**Data section:**
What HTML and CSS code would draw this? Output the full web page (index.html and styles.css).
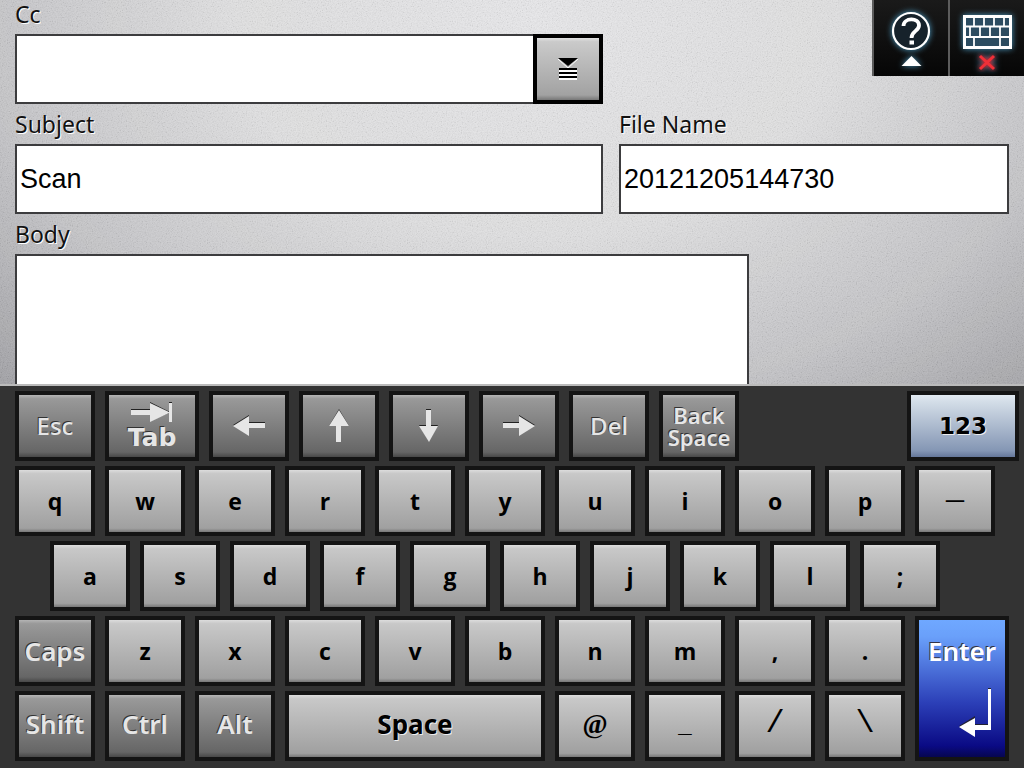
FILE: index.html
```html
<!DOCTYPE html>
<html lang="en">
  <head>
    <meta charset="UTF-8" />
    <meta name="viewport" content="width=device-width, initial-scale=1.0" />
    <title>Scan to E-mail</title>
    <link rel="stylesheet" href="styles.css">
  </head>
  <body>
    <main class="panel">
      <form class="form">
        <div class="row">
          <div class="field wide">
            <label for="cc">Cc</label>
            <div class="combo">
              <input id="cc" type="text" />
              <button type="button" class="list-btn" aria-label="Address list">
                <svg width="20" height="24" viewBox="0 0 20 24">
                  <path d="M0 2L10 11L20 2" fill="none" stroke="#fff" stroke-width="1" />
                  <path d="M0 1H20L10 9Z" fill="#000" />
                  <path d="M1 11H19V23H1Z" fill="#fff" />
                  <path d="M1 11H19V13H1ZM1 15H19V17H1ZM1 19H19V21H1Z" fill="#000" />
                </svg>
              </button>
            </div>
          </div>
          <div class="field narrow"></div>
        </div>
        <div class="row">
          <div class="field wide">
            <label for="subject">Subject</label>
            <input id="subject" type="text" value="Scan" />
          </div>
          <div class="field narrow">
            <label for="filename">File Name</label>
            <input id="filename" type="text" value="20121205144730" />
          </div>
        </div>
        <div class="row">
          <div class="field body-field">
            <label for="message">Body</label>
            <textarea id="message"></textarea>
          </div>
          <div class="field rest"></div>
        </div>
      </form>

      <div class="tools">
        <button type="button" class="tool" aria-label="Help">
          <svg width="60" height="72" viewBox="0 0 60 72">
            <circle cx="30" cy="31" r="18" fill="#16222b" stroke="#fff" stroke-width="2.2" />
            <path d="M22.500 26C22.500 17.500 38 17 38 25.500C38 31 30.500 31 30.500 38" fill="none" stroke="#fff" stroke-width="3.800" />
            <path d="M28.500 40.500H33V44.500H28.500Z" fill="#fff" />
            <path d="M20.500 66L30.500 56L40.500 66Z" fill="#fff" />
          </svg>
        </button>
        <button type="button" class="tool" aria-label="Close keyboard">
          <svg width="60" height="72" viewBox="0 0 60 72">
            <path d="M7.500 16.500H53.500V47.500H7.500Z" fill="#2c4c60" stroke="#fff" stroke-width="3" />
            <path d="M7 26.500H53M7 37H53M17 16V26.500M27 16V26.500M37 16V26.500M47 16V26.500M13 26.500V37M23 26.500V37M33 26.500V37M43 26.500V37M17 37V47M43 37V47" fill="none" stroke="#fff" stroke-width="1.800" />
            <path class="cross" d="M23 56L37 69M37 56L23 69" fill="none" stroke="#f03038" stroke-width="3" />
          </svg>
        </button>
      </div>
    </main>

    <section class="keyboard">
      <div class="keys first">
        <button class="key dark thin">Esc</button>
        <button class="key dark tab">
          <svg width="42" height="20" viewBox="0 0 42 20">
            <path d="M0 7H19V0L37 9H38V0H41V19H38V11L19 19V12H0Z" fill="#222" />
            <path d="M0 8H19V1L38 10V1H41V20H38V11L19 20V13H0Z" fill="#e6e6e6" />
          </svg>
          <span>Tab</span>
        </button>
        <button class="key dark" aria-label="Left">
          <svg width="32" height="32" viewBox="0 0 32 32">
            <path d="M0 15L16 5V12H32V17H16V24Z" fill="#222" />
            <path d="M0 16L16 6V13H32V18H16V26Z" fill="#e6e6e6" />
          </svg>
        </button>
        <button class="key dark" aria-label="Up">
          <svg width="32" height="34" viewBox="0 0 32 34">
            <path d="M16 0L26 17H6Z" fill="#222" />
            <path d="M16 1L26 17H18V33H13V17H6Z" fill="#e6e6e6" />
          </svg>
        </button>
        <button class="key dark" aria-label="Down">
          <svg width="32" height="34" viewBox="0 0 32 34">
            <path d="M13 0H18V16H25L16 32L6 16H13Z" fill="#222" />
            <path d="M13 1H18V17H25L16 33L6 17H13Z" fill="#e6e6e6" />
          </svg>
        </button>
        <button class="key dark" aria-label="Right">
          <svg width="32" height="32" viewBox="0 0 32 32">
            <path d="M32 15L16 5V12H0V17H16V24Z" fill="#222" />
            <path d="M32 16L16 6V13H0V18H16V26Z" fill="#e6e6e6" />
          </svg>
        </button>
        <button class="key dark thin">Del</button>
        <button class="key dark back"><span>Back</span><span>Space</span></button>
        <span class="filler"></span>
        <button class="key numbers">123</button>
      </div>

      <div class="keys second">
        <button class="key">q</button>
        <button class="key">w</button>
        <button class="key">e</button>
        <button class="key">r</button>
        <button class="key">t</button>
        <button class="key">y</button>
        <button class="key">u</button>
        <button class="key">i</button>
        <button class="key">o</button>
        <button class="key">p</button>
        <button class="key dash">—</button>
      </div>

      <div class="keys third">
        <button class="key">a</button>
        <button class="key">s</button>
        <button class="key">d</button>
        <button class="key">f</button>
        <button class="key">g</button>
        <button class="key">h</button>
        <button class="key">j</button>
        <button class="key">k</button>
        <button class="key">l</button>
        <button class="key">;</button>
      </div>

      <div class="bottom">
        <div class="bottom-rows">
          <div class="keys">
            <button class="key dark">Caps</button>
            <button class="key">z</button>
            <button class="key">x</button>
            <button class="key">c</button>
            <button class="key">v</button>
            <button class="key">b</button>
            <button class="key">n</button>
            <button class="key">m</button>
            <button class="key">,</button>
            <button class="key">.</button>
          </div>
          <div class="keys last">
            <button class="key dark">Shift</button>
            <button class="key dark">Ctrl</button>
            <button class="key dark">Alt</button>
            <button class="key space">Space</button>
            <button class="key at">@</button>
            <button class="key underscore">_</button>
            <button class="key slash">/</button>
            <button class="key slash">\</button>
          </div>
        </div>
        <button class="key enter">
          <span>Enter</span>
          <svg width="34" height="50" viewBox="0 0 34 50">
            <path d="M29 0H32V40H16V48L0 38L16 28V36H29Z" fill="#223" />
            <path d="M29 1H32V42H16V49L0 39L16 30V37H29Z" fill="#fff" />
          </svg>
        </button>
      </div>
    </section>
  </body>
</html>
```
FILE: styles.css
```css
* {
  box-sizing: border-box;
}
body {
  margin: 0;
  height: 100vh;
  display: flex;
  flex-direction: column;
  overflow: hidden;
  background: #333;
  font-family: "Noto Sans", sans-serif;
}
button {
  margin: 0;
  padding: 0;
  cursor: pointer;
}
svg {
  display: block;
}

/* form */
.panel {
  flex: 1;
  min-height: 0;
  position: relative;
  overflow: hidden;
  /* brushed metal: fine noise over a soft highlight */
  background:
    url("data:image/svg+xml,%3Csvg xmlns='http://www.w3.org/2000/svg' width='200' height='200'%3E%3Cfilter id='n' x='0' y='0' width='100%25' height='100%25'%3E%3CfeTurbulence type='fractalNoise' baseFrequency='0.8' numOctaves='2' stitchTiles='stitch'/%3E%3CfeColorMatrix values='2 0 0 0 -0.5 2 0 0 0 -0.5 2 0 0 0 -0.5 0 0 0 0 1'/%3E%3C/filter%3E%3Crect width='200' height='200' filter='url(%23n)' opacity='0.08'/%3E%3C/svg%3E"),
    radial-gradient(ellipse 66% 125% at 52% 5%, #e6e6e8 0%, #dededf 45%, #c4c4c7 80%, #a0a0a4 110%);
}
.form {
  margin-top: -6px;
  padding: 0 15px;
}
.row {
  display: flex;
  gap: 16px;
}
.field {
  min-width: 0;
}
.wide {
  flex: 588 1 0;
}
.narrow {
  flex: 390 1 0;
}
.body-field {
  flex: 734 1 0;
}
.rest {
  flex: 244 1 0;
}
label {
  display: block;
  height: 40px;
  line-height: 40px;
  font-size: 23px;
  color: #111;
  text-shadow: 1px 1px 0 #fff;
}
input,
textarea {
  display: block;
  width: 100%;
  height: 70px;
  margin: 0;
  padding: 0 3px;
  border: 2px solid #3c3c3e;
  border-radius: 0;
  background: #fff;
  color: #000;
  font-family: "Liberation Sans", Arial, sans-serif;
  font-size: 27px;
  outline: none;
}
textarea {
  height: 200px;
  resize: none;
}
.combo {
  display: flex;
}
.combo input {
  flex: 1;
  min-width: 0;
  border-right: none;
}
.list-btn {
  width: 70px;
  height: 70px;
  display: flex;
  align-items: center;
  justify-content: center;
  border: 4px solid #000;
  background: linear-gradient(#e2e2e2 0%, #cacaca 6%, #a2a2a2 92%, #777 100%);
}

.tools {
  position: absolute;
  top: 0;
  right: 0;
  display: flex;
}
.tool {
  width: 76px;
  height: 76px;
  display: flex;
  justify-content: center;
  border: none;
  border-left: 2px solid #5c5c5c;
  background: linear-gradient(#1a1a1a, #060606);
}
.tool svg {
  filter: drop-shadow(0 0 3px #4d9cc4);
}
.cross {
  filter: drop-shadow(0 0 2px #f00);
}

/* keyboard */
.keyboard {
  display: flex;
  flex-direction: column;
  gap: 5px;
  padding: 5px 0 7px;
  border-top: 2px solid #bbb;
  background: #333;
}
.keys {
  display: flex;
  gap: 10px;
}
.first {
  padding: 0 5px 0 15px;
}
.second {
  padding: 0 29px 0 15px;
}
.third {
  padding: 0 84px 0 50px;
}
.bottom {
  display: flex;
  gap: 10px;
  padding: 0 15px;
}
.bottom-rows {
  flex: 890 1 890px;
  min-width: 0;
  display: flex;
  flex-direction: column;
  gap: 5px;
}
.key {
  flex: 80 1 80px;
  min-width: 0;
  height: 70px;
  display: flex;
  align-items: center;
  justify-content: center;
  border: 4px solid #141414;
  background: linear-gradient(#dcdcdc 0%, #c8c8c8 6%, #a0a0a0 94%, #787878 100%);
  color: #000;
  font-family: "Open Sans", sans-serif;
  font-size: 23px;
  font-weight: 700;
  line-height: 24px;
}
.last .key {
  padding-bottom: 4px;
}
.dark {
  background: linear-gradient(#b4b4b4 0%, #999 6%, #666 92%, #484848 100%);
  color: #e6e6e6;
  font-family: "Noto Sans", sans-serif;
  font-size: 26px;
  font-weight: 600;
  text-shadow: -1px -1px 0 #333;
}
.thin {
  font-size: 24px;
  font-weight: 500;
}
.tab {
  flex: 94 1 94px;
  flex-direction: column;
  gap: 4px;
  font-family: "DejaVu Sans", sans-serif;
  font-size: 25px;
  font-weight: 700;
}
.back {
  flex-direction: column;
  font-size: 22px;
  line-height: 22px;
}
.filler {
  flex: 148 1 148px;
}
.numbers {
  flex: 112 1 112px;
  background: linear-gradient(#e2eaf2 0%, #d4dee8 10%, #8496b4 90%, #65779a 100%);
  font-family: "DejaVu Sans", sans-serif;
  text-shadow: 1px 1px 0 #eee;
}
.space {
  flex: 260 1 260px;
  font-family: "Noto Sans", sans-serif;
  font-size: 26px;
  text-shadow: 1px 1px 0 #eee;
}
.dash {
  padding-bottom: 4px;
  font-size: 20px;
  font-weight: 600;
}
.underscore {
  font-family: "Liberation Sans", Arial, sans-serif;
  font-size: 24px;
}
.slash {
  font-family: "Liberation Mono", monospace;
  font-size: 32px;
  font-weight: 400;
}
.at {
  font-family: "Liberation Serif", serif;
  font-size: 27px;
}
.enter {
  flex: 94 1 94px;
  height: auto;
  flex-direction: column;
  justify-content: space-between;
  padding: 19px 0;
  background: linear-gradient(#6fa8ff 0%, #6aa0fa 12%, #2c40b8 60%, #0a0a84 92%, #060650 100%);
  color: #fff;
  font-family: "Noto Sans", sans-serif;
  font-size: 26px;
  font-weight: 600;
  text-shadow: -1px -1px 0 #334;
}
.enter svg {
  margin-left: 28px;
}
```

**Job:** Filter the listing for the word "styles" and copy every line that holds it.

**Task result:**
What HTML and CSS code would draw this? Output the full web page (index.html and styles.css).
    <link rel="stylesheet" href="styles.css">
FILE: styles.css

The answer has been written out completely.